Tips and tricks
This is a collection of various helpful tips that don’t fit in elsewhere.
Using SSH forwarding
As there is no built-in authentication yet, LiberTEM should not listen on a network
port where untrusted parties have access. You can use ssh port forwarding from localhost
instead
to access LiberTEM from a different computer.
For example with conda:
$ ssh -L 9000:localhost:9000 <remote-hostname> "conda activate libertem; libertem-server"
Or, with virtualenv:
$ ssh -L 9000:localhost:9000 <remote-hostname> "/path/to/virtualenv/bin/libertem-server"
This makes LiberTEM, which is running on remote-hostname
, available on your
local host via http://localhost:9000/
Alternatively, you can launch and access LiberTEM on remote systems through Jupyter integration.
Activating ipywidgets in Jupyter
Some examples use ipywidgets
in notebooks, most notably the fast
BQLive2DPlot
. In some cases the corresponding Jupyter
Notebook extension has to be activated manually:
$ jupyter nbextension enable --py widgetsnbextension
For BQLive2DPlot
to function correctly in JupyterHub
and possibly JupyterLab, the packages bqplot
and bqplot-image-gl
have to be installed in both the notebook environment and in the environment for
the notebook server. This might require admin privileges.

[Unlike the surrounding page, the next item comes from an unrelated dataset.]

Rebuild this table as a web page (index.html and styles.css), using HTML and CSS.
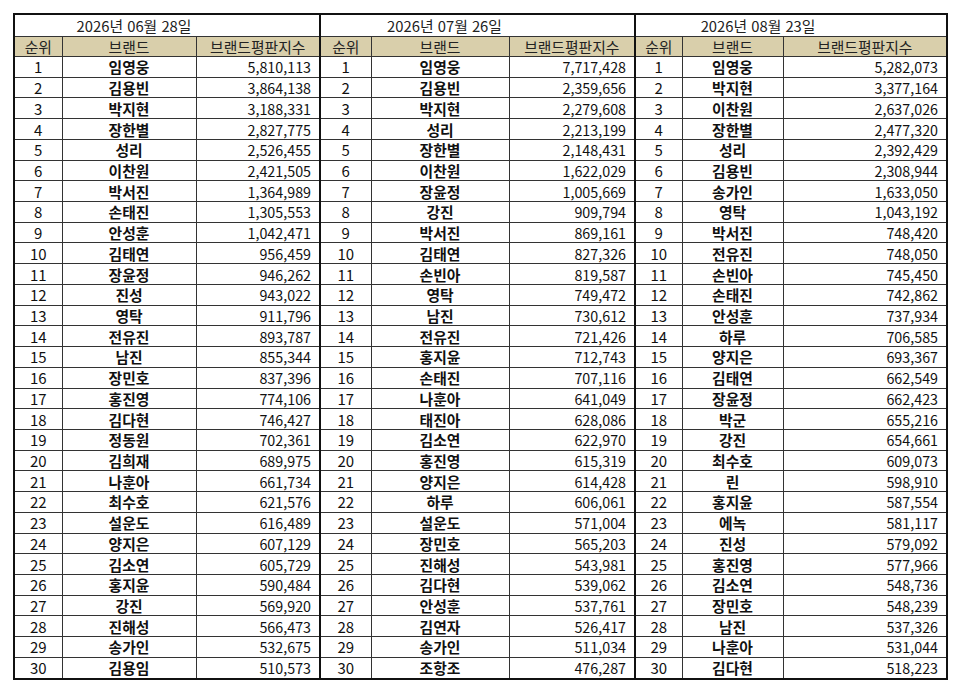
FILE: index.html
```html
<!DOCTYPE html>
<html lang="ko">
<head>
<meta charset="utf-8">
<link rel="stylesheet" href="styles.css">
</head>
<body>
<table class="rank">
<colgroup>
<col class="c-r1"><col class="c-b1"><col class="c-s1">
<col class="c-r2"><col class="c-b2"><col class="c-s2">
<col class="c-r3"><col class="c-b3"><col class="c-s3">
</colgroup>
<tbody id="tb">
<tr class="date-row">
<td colspan="3" class="date blk">2026년 06월 28일</td>
<td colspan="3" class="date blk">2026년 07월 26일</td>
<td colspan="3" class="date">2026년 08월 23일</td>
</tr>
<tr class="head-row">
<th>순위</th><th>브랜드</th><th class="blk">브랜드평판지수</th>
<th>순위</th><th>브랜드</th><th class="blk">브랜드평판지수</th>
<th>순위</th><th>브랜드</th><th>브랜드평판지수</th>
</tr>
</tbody>
</table>
<script src="app.js"></script>
</body>
</html>
```

FILE: app.js
```js
var a = [
["임영웅","5,810,113"],["김용빈","3,864,138"],["박지현","3,188,331"],["장한별","2,827,775"],["성리","2,526,455"],
["이찬원","2,421,505"],["박서진","1,364,989"],["손태진","1,305,553"],["안성훈","1,042,471"],["김태연","956,459"],
["장윤정","946,262"],["진성","943,022"],["영탁","911,796"],["전유진","893,787"],["남진","855,344"],
["장민호","837,396"],["홍진영","774,106"],["김다현","746,427"],["정동원","702,361"],["김희재","689,975"],
["나훈아","661,734"],["최수호","621,576"],["설운도","616,489"],["양지은","607,129"],["김소연","605,729"],
["홍지윤","590,484"],["강진","569,920"],["진해성","566,473"],["송가인","532,675"],["김용임","510,573"]];
var b = [
["임영웅","7,717,428"],["김용빈","2,359,656"],["박지현","2,279,608"],["성리","2,213,199"],["장한별","2,148,431"],
["이찬원","1,622,029"],["장윤정","1,005,669"],["강진","909,794"],["박서진","869,161"],["김태연","827,326"],
["손빈아","819,587"],["영탁","749,472"],["남진","730,612"],["전유진","721,426"],["홍지윤","712,743"],
["손태진","707,116"],["나훈아","641,049"],["태진아","628,086"],["김소연","622,970"],["홍진영","615,319"],
["양지은","614,428"],["하루","606,061"],["설운도","571,004"],["장민호","565,203"],["진해성","543,981"],
["김다현","539,062"],["안성훈","537,761"],["김연자","526,417"],["송가인","511,034"],["조항조","476,287"]];
var c = [
["임영웅","5,282,073"],["박지현","3,377,164"],["이찬원","2,637,026"],["장한별","2,477,320"],["성리","2,392,429"],
["김용빈","2,308,944"],["송가인","1,633,050"],["영탁","1,043,192"],["박서진","748,420"],["전유진","748,050"],
["손빈아","745,450"],["손태진","742,862"],["안성훈","737,934"],["하루","706,585"],["양지은","693,367"],
["김태연","662,549"],["장윤정","662,423"],["박군","655,216"],["강진","654,661"],["최수호","609,073"],
["린","598,910"],["홍지윤","587,554"],["에녹","581,117"],["진성","579,092"],["홍진영","577,966"],
["김소연","548,736"],["장민호","548,239"],["남진","537,326"],["나훈아","531,044"],["김다현","518,223"]];
var tb = document.getElementById("tb");
for (var i = 0; i < 30; i++) {
  var tr = document.createElement("tr");
  var sets = [a, b, c];
  var html = "";
  for (var k = 0; k < 3; k++) {
    var last = k < 2 ? " blk" : "";
    html += '<td class="num">' + (i + 1) + '</td>' +
            '<td class="name">' + sets[k][i][0] + '</td>' +
            '<td class="score' + last + '">' + sets[k][i][1] + '</td>';
  }
  tr.innerHTML = html;
  tb.appendChild(tr);
}
```

FILE: styles.css
```css
html, body {
  margin: 0;
  padding: 0;
  background: #ffffff;
}
body {
  padding: 13px 0 0 13px;
  font-family: "Noto Sans CJK KR", "Noto Sans", sans-serif;
  color: #111;
}
.rank {
  border-collapse: collapse;
  border: 2px solid #111;
  table-layout: fixed;
  width: 933px;
}
.c-r1 { width: 48px; }
.c-b1 { width: 134px; }
.c-s1 { width: 124px; }
.c-r2 { width: 51px; }
.c-b2 { width: 138px; }
.c-s2 { width: 126px; }
.c-r3 { width: 47px; }
.c-b3 { width: 101px; }
.c-s3 { width: 164px; }
.rank td, .rank th {
  border: 1px solid #333;
  padding: 0;
  font-size: 14.8px;
  line-height: 19px;
  white-space: nowrap;
  overflow: hidden;
}
.rank .blk {
  border-right: 2px solid #111;
}
.date-row td {
  height: 21px;
  text-align: center;
  padding-right: 66px;
  font-weight: 400;
  color: #222;
}
.head-row th {
  height: 19px;
  background: #d9cfab;
  font-weight: 400;
  text-align: center;
  color: #222;
}
.rank td.num {
  text-align: center;
  height: 19.72px;
  font-size: 15px;
}
.rank td.name {
  text-align: center;
  font-weight: 700;
}
.rank td.score {
  text-align: right;
  padding-right: 8px;
  font-size: 14.3px;
}
```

Running in a top-level script
Since LiberTEM uses multiprocessing, the script entry point may have to be protected, most notably on Windows:
if __name__ == '__main__':
# Here goes starting a LiberTEM Context etc
...
This is not necessary if LiberTEM is used in a Jupyter notebook or IPython.
Gatan Digital Micrograph and other embedded interpreters
If LiberTEM is run from within an embedded interpreter, the following steps should be taken. This is necessary for Python scripting in Gatan Digital Micrograph (GMS), for example.
The variable sys.argv
may not be set in embedded interpreters, but it is expected by the
multiprocessing
module when spawning new processes. This workaround
guarantees that sys.argv
is set until this is fixed upstream:
if not hasattr(sys, 'argv'):
sys.argv = []
Furthermore, the correct executable for spawning subprocesses has to be set.

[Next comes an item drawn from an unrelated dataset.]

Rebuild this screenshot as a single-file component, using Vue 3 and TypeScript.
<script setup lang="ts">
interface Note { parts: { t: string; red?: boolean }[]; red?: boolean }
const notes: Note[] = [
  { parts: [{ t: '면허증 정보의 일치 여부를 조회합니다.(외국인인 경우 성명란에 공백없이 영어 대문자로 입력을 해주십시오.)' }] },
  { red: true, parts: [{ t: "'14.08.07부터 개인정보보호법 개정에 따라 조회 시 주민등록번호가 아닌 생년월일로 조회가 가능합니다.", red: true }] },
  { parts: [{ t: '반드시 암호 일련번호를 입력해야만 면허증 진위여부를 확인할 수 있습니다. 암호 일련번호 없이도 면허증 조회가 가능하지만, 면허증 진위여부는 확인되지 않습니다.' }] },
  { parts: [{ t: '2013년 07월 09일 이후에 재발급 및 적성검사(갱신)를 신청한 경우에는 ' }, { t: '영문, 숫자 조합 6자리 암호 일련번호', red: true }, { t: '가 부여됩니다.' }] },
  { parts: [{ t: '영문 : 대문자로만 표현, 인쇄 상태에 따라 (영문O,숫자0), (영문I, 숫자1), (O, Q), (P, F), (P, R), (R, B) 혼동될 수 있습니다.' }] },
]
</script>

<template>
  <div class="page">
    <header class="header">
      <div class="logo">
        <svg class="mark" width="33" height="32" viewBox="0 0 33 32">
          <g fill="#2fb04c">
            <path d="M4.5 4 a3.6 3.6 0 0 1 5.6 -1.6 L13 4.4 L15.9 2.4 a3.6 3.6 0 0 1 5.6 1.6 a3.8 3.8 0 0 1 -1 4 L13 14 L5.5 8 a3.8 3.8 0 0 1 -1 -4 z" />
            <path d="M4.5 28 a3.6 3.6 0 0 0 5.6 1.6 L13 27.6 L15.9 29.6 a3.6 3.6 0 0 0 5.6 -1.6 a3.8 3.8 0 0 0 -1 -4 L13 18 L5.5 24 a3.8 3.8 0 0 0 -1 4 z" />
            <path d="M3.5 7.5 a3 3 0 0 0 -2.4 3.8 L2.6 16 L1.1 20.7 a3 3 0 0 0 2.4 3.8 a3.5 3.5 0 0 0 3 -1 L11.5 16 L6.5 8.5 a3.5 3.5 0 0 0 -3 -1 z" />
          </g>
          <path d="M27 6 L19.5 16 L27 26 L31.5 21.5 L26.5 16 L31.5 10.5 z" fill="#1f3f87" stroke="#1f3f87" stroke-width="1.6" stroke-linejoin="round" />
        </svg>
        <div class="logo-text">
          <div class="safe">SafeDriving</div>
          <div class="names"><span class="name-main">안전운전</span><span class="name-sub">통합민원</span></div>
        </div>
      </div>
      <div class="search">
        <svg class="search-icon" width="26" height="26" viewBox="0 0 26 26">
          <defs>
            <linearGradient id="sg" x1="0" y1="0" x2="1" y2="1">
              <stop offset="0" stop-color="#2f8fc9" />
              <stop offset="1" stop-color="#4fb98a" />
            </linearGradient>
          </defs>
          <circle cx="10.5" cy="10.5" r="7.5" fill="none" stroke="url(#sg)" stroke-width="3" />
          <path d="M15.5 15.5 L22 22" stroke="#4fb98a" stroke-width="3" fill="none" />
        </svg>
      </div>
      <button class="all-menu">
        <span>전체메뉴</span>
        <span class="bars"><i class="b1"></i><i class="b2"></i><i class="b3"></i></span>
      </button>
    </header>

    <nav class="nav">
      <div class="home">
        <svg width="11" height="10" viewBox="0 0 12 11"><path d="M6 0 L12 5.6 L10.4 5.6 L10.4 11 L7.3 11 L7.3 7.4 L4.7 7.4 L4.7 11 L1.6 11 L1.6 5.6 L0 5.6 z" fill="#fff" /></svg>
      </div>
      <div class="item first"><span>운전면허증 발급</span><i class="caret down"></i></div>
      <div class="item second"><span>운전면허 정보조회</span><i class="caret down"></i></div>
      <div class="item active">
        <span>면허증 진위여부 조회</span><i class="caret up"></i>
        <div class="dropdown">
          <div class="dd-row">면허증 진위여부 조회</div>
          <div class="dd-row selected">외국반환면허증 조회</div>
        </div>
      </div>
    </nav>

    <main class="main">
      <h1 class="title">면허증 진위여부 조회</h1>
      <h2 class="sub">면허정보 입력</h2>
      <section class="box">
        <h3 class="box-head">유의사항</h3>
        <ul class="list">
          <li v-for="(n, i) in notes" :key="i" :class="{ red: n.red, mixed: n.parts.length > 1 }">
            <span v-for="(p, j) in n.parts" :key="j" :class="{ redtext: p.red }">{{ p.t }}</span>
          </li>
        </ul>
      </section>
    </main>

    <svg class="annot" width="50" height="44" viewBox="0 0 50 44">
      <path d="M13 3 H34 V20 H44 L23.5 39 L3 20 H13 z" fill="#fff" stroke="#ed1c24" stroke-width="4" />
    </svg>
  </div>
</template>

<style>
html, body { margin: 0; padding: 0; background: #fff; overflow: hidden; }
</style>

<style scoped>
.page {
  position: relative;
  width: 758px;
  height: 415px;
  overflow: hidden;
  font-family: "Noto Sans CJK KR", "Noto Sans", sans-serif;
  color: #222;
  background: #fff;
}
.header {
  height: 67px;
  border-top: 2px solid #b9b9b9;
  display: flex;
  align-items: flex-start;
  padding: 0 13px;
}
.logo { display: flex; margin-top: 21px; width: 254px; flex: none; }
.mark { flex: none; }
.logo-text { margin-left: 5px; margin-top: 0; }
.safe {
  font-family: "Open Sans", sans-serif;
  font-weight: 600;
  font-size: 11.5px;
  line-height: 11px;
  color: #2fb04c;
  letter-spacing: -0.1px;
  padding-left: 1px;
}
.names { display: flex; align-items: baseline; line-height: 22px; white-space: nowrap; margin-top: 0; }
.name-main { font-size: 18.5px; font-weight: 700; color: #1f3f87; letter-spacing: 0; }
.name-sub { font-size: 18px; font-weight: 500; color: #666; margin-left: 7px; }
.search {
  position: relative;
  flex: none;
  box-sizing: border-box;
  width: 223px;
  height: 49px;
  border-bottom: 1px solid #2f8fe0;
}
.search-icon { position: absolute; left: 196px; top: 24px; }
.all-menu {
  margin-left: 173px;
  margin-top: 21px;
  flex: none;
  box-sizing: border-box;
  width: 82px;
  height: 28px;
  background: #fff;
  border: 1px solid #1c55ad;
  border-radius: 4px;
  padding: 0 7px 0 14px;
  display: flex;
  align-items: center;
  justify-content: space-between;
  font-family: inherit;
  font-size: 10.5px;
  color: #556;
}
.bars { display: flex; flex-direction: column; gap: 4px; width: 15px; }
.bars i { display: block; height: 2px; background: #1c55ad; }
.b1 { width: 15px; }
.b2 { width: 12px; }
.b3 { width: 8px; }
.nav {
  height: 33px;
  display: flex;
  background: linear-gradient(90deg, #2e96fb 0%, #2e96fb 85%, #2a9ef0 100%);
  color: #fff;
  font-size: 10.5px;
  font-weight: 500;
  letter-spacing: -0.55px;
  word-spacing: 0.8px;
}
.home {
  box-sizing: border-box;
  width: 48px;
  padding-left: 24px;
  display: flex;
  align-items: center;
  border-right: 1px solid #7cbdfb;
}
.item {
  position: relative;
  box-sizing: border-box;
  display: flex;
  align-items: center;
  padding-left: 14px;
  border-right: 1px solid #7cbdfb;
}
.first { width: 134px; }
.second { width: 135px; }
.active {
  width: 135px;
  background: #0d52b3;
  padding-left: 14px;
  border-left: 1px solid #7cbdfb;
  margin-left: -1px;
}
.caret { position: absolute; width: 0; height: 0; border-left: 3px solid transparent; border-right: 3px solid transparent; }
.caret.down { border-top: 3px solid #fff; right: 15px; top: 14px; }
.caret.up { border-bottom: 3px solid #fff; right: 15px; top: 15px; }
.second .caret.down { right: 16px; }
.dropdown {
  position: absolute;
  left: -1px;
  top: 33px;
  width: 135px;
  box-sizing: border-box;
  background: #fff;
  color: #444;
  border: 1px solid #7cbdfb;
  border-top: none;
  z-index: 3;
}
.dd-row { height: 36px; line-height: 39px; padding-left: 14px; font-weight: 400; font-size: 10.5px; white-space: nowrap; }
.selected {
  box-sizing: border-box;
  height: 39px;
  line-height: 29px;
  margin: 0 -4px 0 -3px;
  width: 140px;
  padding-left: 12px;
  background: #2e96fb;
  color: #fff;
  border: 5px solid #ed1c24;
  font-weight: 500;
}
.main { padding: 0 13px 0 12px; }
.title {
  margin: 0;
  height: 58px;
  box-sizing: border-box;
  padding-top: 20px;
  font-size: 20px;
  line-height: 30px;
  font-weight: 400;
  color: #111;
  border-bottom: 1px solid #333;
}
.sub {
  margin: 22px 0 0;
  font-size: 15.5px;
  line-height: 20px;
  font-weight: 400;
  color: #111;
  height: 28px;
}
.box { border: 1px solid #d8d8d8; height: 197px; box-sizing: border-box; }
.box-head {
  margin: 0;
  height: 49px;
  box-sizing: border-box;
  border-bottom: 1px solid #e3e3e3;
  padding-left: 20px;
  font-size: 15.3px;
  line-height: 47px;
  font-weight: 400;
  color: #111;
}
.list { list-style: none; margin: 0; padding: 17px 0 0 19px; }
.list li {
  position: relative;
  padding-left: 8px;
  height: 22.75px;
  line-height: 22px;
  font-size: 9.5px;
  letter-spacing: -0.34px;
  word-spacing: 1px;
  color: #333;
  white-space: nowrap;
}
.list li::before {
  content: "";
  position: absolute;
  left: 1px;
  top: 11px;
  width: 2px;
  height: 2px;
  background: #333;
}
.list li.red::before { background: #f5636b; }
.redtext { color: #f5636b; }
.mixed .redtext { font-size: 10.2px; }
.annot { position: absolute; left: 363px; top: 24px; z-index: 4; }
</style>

multiprocessing.set_executable(
os.path.join(sys.exec_prefix, 'pythonw.exe')) # Windows only
In GMS the script may have to run in an additional thread since loading SciPy in a GMS background thread doesn’t work. See https://www.gatan.com/python-faq for more information.
import threading
def main():
# Here goes the actual script
...
if __name__ == '__main__':
# Start the workload "main()" in a thread and wait for it to finish
th = threading.Thread(target=main)
th.start()
th.join()
See our examples folder for a number of scripts that work in GMS!
Show deprecation warnings
Many warning messages via the warnings
built-in module are suppressed by
default, including in interactive shells such as IPython and Jupyter. If you’d
like to be informed early about upcoming backwards-incompatible changes, you
should activate deprecation warnings. This is recommended since LiberTEM is
under active development.
import warnings
warnings.filterwarnings("default", category=DeprecationWarning)

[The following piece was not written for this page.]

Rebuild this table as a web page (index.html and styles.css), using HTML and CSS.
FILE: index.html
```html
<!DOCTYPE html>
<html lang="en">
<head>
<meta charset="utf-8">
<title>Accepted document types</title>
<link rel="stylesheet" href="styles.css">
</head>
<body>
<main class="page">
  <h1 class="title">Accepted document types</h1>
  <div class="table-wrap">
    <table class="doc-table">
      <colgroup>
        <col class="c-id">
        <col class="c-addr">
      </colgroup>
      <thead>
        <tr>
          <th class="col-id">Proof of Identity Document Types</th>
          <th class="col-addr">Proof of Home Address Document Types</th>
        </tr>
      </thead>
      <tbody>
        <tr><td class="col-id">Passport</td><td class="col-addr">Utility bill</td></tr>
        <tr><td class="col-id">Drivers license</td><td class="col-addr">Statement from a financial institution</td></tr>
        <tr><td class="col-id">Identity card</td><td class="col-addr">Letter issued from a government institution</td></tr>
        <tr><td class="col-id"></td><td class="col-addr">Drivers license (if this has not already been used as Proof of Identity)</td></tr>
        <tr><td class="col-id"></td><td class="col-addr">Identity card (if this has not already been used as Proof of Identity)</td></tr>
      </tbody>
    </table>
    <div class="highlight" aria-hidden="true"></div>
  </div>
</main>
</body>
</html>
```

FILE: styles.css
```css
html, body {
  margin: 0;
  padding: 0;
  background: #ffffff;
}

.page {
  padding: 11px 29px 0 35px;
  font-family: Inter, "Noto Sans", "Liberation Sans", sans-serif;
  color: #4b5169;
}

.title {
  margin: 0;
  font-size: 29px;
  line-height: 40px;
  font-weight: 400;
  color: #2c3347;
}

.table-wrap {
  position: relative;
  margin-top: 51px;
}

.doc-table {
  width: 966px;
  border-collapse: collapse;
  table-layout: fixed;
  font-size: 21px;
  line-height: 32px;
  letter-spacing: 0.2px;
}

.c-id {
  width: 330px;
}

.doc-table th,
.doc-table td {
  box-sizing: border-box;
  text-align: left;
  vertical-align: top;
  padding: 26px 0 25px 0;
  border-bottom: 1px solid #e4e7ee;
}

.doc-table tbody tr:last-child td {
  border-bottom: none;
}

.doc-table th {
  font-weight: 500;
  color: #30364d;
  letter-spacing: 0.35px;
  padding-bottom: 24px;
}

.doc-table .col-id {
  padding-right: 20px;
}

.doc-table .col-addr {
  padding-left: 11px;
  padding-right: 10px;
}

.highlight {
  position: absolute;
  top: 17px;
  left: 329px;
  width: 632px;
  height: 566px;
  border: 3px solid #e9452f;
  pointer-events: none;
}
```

warnings.filterwarnings("default", category=PendingDeprecationWarning)
Profiling long-running tests
Since our code base and test coverage is growing continuously, we should make sure that our test suite remains efficient to finish within reasonable time frames.
You can find the five slowest tests in the output of Tox, see Running the tests
for details. If you are using pytest
directly, you can use the
--durations
parameter:
(libertem) $ pytest --durations=10 tests/
(...)
================= slowest 10 test durations =============================
31.61s call tests/udf/test_blobfinder.py::test_run_refine_affinematch
17.08s call tests/udf/test_blobfinder.py::test_run_refine_sparse
16.89s call tests/test_analysis_masks.py::test_numerics_fail
12.78s call tests/server/test_job.py::test_run_job_delete_ds
10.90s call tests/server/test_cancel.py::test_cancel_udf_job
8.61s call tests/test_local_cluster.py::test_start_local
8.26s call tests/server/test_job.py::test_run_job_1_sum
6.76s call tests/server/test_job.py::test_run_with_all_zeros_roi
6.50s call tests/test_analysis_masks.py::test_numerics_succeed
5.75s call tests/test_analysis_masks.py::test_avoid_calculating_masks_on_client
= 288 passed, 66 skipped, 6 deselected, 2 xfailed, 7 warnings in 260.65 seconds =
Please note that tests which involve starting a local cluster have long lead times that are hard to avoid.
In order to gain more information on what slows down a particular test, you can install the pytest-profiling extension and use it to profile individual slow tests that you identified before:
(libertem) $ pytest --profile tests/udf/test_blobfinder.py::test_run_refine_affinematch
(...)
749921 function calls (713493 primitive calls) in 5.346 seconds
Ordered by: cumulative time
List reduced from 1031 to 20 due to restriction <20>
ncalls tottime percall cumtime percall filename:lineno(function)
1 0.000 0.000 5.346 5.346 runner.py:76(pytest_runtest_protocol)
44/11 0.000 0.000 5.344 0.486 hooks.py:270(__call__)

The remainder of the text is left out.